There are tunes that start with riffs. Your “Black Dogs,” “Black Diamonds,” and Black Sabbath discogs. Bad-bitch door blowers flipping the bird to lyrical afterthought. And there are tunes that start with a single lyric. The kind of lyric that pulls a gun on the brain that put it on paper; demanding a melody. Then there is the almighty, hummable hook.

Tulsa native Dwight Twilley’s “Looking for the Magic” is the hook. (Find it on the Shelter Records release, Twilley Don’t Mind.)

The first time Twilley let loose that ascending wail of “ah, ah ah, I!” in the studio—the trumpet of Gabriel announcing that he is indeed looking for the magic—he must have known he’d already found it. It’s the kind of hook delivered from the firmament of the heavens. The kind of hook that once captured, makes any sensible man look for the nearest Cadillac dealership. If you’ve got that hook, then you’ve got the money, honey.

But it wasn’t “Magic” that put the cars in Twilley’s driveway.
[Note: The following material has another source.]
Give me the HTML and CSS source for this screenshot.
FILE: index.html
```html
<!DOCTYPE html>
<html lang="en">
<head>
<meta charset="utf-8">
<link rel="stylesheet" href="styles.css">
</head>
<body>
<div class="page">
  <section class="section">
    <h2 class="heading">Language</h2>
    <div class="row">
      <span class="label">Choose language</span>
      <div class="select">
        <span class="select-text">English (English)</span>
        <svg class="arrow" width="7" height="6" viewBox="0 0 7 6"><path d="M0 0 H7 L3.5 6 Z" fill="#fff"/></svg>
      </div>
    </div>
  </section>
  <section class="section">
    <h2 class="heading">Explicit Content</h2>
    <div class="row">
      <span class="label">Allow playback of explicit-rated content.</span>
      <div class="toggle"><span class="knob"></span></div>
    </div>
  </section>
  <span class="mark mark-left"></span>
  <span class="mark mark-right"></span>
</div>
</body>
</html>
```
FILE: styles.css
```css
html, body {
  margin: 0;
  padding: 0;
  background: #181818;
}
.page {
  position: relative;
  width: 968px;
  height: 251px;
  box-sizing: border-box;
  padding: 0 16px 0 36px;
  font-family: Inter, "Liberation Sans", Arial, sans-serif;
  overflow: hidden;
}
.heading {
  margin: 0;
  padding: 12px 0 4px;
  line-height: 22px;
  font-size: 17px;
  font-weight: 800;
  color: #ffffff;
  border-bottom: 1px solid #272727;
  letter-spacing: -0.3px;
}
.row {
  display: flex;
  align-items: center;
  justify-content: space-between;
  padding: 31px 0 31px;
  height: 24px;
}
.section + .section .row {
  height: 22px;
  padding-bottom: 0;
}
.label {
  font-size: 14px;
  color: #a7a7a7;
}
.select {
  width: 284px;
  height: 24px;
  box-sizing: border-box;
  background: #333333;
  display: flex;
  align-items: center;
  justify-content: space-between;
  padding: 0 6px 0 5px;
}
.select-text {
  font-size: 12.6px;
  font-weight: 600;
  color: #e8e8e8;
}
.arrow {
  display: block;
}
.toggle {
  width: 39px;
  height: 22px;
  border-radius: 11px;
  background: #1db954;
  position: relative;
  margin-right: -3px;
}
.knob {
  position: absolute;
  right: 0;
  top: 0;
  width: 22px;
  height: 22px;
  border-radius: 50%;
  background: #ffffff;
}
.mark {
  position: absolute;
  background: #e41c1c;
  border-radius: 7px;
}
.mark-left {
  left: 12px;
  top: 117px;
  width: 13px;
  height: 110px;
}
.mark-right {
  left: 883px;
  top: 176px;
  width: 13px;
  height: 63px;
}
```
It was 1985’s power pop hit, “Girls.” And though “Girls” is great, and “Girls” is “Girls” … it ain’t magic.

That eternal hook in “Magic,” and the string shimmering dismount where Twilley tells you it’s “in [his] eyes,” are the skeleton, organs, and muscles of the tune. Twilley draped his divine creation in dressed down—but durable—denim.
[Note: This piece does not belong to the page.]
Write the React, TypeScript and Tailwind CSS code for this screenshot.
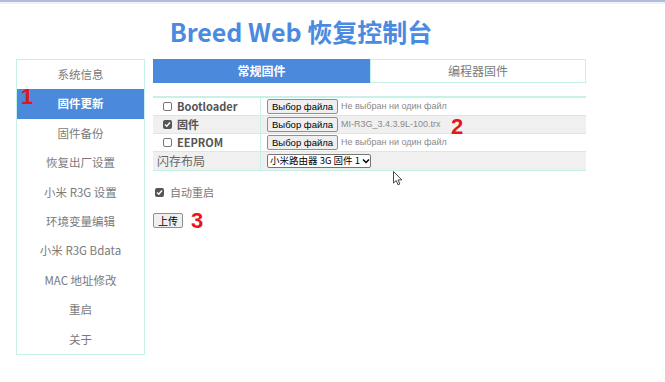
import React from "react";

const menu = [
  "系统信息",
  "固件更新",
  "固件备份",
  "恢复出厂设置",
  "小米 R3G 设置",
  "环境变量编辑",
  "小米 R3G Bdata",
  "MAC 地址修改",
  "重启",
  "关于",
];

function Box({ checked }: { checked?: boolean }) {
  if (checked) {
    return (
      <span className="inline-flex w-[9px] h-[9px] rounded-[2px] bg-[#555] items-center justify-center shrink-0">
        <svg width="7" height="7" viewBox="0 0 7 7">
          <path d="M1 3.6 L2.8 5.3 L6 1.5" stroke="white" strokeWidth="1.4" fill="none" />
        </svg>
      </span>
    );
  }
  return <span className="inline-block w-[9px] h-[9px] rounded-[2px] border border-[#767676] bg-white shrink-0" />;
}

function FileBtn() {
  return (
    <span className="inline-flex items-center h-[15px] px-[4px] border border-[#8f8f8f] rounded-[2px] bg-[#efefef] text-[9.5px] text-black leading-none whitespace-nowrap font-['Liberation_Sans',sans-serif]">
      Выбор файла
    </span>
  );
}

export default function App() {
  const font = "font-['Noto_Sans_CJK_SC','Open_Sans',sans-serif]";
  return (
    <div className={`relative w-[665px] h-[382px] bg-white overflow-hidden ${font}`}>
      <div className="h-[2px] bg-[#b3bedb]" />
      <div className="h-[2px] bg-[#eef1f6]" />
      <div className="ml-[16px] w-[570px]">
        <h1 className="h-[55px] pt-[9px] text-center text-[25px] font-bold text-[#4a8ae0] leading-[36px]">
          Breed Web 恢复控制台
        </h1>
        <div className="flex gap-[8px]">
          {/* Sidebar */}
          <div className="w-[129px] border border-[#c6f1e6] flex flex-col">
            {menu.map((m, i) => (
              <div
                key={m}
                className={`h-[29.4px] flex items-center justify-center text-[11.5px] ${
                  i === 1 ? "bg-[#4a89dc] text-white font-bold" : "text-[#7a7a7a]"
                }`}
              >
                {m}
              </div>
            ))}
          </div>

          {/* Main */}
          <div className="flex-1">
            <div className="flex h-[24px]">
              <div className="w-[217px] bg-[#4a89dc] text-white font-bold text-[12px] flex items-center justify-center">
                常规固件
              </div>
              <div className="flex-1 border border-[#c6f1e6] text-[#7a7a7a] text-[12px] flex items-center justify-center">
                编程器固件
              </div>
            </div>

            <div className="mt-[13px] border-t-2 border-[#c6f1e6]">
              {[
                { label: "Bootloader", checked: false, text: "Не выбран ни один файл", bg: "bg-white" },
                { label: "固件", checked: true, text: "MI-R3G_3.4.3.9L-100.trx", bg: "bg-[#f0f0f0]" },
                { label: "EEPROM", checked: false, text: "Не выбран ни один файл", bg: "bg-white" },
              ].map((r) => (
                <div key={r.label} className={`flex h-[18px] border-b border-[#c6f1e6] ${r.bg}`}>
                  <div className="w-[108px] border-r border-[#c6f1e6] flex items-center gap-[5px] pl-[10px]">
                    <Box checked={r.checked} />
                    <span className="text-[11px] font-bold text-[#555] leading-none">{r.label}</span>
                  </div>
                  <div className="flex items-center pl-[6px] gap-[3px]">
                    <FileBtn />
                    <span className="text-[9px] text-[#8a8a8a] whitespace-nowrap font-['Liberation_Sans',sans-serif]">
                      {r.text}
                    </span>
                  </div>
                </div>
              ))}
              <div className="flex h-[19px] border-b border-[#c6f1e6] bg-[#f0f0f0]">
                <div className="w-[108px] border-r border-[#c6f1e6] flex items-center pl-[4px]">
                  <span className="text-[12px] text-[#666] leading-none">闪存布局</span>
                </div>
                <div className="flex items-center pl-[6px]">
                  <span className="inline-flex items-center gap-[2px] h-[14px] w-[104px] px-[2px] border border-[#767676] rounded-[2px] bg-white text-[9.5px] text-black leading-none whitespace-nowrap">
                    小米路由器 3G 固件 1
                    <svg width="8" height="6" viewBox="0 0 8 6" className="ml-auto shrink-0">
                      <path d="M1 1.5 L4 4.5 L7 1.5" stroke="black" strokeWidth="1.5" fill="none" />
                    </svg>
                  </span>
                </div>
              </div>
            </div>

            <div className="mt-[13px] ml-[2px] flex items-center gap-[6px]">
              <Box checked />
              <span className="text-[11px] text-[#7a7a7a]">自动重启</span>
            </div>

            <div className="mt-[9px] flex items-center gap-[8px]">
              <span className="inline-flex items-center h-[15px] px-[4px] border border-[#8f8f8f] rounded-[2px] bg-[#efefef] text-[10px] text-black leading-none">
                上传
              </span>
              <span className="text-[22px] font-bold text-[#e8141c] leading-none font-['Liberation_Sans',sans-serif]">3</span>
            </div>
          </div>
        </div>
      </div>

      {/* annotations */}
      <span className="absolute left-[451px] top-[116px] text-[22px] font-bold text-[#e8141c] leading-none font-['Liberation_Sans',sans-serif]">
        2
      </span>
      <span className="absolute left-[21px] top-[86px] text-[22px] font-bold text-[#e8141c] leading-none font-['Liberation_Sans',sans-serif]">
        1
      </span>
      <svg className="absolute left-[393px] top-[171px]" width="10" height="15" viewBox="0 0 10 15">
        <path d="M0.5 0.5 L0.5 12 L3.2 9.5 L5 13.8 L6.8 13 L5.1 8.9 L8.8 8.9 Z" fill="white" stroke="#333" strokeWidth="0.9" />
      </svg>
    </div>
  );
}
Hit play and you get several seconds of piano tinkles and big chord teasing, then you’re in. Drums and bass tramp in tandem on a militantly chill vamp that says “buckle up, and lay back.” Throw the “budda-bum-bududda” into a spectrograph, and you’ll see Tom Petty’s spliff burnt eyes looking just over the top of his shades. He’ll wink at the 38 second mark, knowing good and god damn well you’ll have what follows in your head for the rest of the week.

Rock n Roll’s commander-in-chief of chillness played guitar on the track. Baby Petty is in the video, seesawing his mitts along a bass like it’s a washboard; every inch of him invoking Janice from The Muppets.

But the rhythm, the verse, the pre-chorus, even Petty’s presence, are all accidents of the hook’s holy substance in the song. A hook like this required nothing more than a Beatles’ “scrambled eggs” treatment for words. But nevertheless, Twilley brought the goods.

His staccato delivery punches holes through an intimidating wall of reverb. “Only child is a silly little ragged, she’s been looking for the magic,” he says. “Stay awhile ‘til the city is a desert, she’s been looking for the treasure.”

Feeling silly and ragged, like when all you can do is sigh and your bones feel hollow, those are the feelings that send people looking for magic. The magic could be 1970’s Tulsa, where Leon Russell built a playground for local musicians in his Church Studio. A place that was anything but a dessert, where bright-eyed songwriters like Twilley could chance an encounter with the likes of Eric Clapton. Though Twilley met Petty in L.A., and not Tulsa, it was their tenure on Russell’s Shelter Records that brought them together.

But the magic and treasure may be as simple as a tune. Something like this tune. Something potent and undeniable. Whatever it is, it’s in your eyes.